Exercise details:
Transcribe the listing in full, excluding any pictures.

=-=-=

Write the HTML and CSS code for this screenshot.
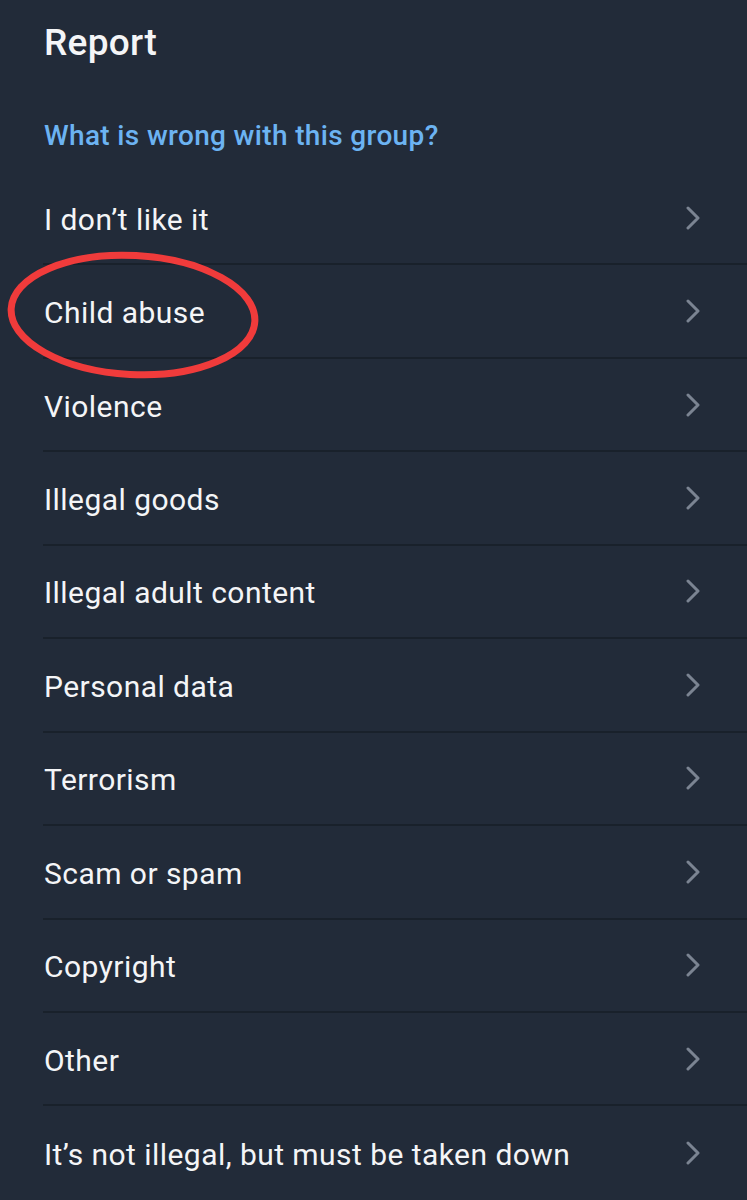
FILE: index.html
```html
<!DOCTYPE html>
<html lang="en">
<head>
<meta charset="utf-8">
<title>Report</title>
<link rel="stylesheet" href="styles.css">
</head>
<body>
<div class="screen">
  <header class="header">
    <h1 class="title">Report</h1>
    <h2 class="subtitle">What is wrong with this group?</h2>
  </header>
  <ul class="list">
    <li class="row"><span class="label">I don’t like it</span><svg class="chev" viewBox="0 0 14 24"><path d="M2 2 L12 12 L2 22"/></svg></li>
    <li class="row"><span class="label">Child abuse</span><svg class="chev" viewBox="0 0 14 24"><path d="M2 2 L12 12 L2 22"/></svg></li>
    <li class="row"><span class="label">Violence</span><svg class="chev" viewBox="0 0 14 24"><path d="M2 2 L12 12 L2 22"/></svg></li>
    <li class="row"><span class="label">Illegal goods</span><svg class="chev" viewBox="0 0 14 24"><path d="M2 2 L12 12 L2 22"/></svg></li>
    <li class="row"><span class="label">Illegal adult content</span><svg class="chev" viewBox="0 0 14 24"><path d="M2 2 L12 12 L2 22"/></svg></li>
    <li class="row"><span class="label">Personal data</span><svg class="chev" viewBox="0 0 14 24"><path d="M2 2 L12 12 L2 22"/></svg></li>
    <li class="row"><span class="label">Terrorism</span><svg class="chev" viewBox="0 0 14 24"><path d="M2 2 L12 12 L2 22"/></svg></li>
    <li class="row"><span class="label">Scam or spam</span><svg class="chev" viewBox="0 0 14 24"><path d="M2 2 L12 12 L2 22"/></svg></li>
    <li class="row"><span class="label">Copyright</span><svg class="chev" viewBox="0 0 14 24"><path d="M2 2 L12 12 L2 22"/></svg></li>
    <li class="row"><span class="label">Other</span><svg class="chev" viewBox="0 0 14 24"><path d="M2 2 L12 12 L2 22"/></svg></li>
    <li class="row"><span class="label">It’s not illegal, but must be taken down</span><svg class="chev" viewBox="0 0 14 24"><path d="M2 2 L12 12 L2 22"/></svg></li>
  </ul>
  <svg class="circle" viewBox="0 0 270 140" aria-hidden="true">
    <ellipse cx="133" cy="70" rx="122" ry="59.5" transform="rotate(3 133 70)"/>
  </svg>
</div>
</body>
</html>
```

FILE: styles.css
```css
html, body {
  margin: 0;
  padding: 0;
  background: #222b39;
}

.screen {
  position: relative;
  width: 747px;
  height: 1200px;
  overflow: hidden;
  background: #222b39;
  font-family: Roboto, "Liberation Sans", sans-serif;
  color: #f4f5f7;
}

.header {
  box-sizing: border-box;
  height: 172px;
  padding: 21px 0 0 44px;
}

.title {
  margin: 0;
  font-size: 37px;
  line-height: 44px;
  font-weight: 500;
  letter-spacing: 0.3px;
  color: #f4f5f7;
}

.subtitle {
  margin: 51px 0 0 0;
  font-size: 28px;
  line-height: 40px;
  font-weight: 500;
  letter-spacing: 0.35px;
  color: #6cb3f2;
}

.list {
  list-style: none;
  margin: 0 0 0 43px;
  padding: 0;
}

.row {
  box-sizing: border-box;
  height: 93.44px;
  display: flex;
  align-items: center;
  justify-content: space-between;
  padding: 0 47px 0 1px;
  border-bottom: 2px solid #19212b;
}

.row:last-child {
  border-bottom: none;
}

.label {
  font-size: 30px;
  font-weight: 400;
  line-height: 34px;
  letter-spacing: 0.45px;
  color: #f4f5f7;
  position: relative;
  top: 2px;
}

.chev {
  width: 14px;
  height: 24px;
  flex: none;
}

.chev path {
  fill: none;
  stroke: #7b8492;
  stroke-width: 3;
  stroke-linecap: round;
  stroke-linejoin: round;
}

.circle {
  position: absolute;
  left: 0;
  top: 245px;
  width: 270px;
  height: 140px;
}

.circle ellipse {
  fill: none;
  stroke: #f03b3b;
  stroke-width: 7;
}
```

=-=-=

Task result:
Write the HTML and CSS code for this screenshot.
FILE: index.html
```html
<!DOCTYPE html>
<html lang="en">
<head>
<meta charset="utf-8">
<title>Report</title>
<link rel="stylesheet" href="styles.css">
</head>
<body>
<div class="screen">
  <header class="header">
    <h1 class="title">Report</h1>
    <h2 class="subtitle">What is wrong with this group?</h2>
  </header>
  <ul class="list">
    <li class="row"><span class="label">I don’t like it</span><svg class="chev" viewBox="0 0 14 24"><path d="M2 2 L12 12 L2 22"/></svg></li>
    <li class="row"><span class="label">Child abuse</span><svg class="chev" viewBox="0 0 14 24"><path d="M2 2 L12 12 L2 22"/></svg></li>
    <li class="row"><span class="label">Violence</span><svg class="chev" viewBox="0 0 14 24"><path d="M2 2 L12 12 L2 22"/></svg></li>
    <li class="row"><span class="label">Illegal goods</span><svg class="chev" viewBox="0 0 14 24"><path d="M2 2 L12 12 L2 22"/></svg></li>
    <li class="row"><span class="label">Illegal adult content</span><svg class="chev" viewBox="0 0 14 24"><path d="M2 2 L12 12 L2 22"/></svg></li>
    <li class="row"><span class="label">Personal data</span><svg class="chev" viewBox="0 0 14 24"><path d="M2 2 L12 12 L2 22"/></svg></li>
    <li class="row"><span class="label">Terrorism</span><svg class="chev" viewBox="0 0 14 24"><path d="M2 2 L12 12 L2 22"/></svg></li>
    <li class="row"><span class="label">Scam or spam</span><svg class="chev" viewBox="0 0 14 24"><path d="M2 2 L12 12 L2 22"/></svg></li>
    <li class="row"><span class="label">Copyright</span><svg class="chev" viewBox="0 0 14 24"><path d="M2 2 L12 12 L2 22"/></svg></li>
    <li class="row"><span class="label">Other</span><svg class="chev" viewBox="0 0 14 24"><path d="M2 2 L12 12 L2 22"/></svg></li>
    <li class="row"><span class="label">It’s not illegal, but must be taken down</span><svg class="chev" viewBox="0 0 14 24"><path d="M2 2 L12 12 L2 22"/></svg></li>
  </ul>
  <svg class="circle" viewBox="0 0 270 140" aria-hidden="true">
    <ellipse cx="133" cy="70" rx="122" ry="59.5" transform="rotate(3 133 70)"/>
  </svg>
</div>
</body>
</html>
```

FILE: styles.css
```css
html, body {
  margin: 0;
  padding: 0;
  background: #222b39;
}

.screen {
  position: relative;
  width: 747px;
  height: 1200px;
  overflow: hidden;
  background: #222b39;
  font-family: Roboto, "Liberation Sans", sans-serif;
  color: #f4f5f7;
}

.header {
  box-sizing: border-box;
  height: 172px;
  padding: 21px 0 0 44px;
}

.title {
  margin: 0;
  font-size: 37px;
  line-height: 44px;
  font-weight: 500;
  letter-spacing: 0.3px;
  color: #f4f5f7;
}

.subtitle {
  margin: 51px 0 0 0;
  font-size: 28px;
  line-height: 40px;
  font-weight: 500;
  letter-spacing: 0.35px;
  color: #6cb3f2;
}

.list {
  list-style: none;
  margin: 0 0 0 43px;
  padding: 0;
}

.row {
  box-sizing: border-box;
  height: 93.44px;
  display: flex;
  align-items: center;
  justify-content: space-between;
  padding: 0 47px 0 1px;
  border-bottom: 2px solid #19212b;
}

.row:last-child {
  border-bottom: none;
}

.label {
  font-size: 30px;
  font-weight: 400;
  line-height: 34px;
  letter-spacing: 0.45px;
  color: #f4f5f7;
  position: relative;
  top: 2px;
}

.chev {
  width: 14px;
  height: 24px;
  flex: none;
}

.chev path {
  fill: none;
  stroke: #7b8492;
  stroke-width: 3;
  stroke-linecap: round;
  stroke-linejoin: round;
}

.circle {
  position: absolute;
  left: 0;
  top: 245px;
  width: 270px;
  height: 140px;
}

.circle ellipse {
  fill: none;
  stroke: #f03b3b;
  stroke-width: 7;
}
```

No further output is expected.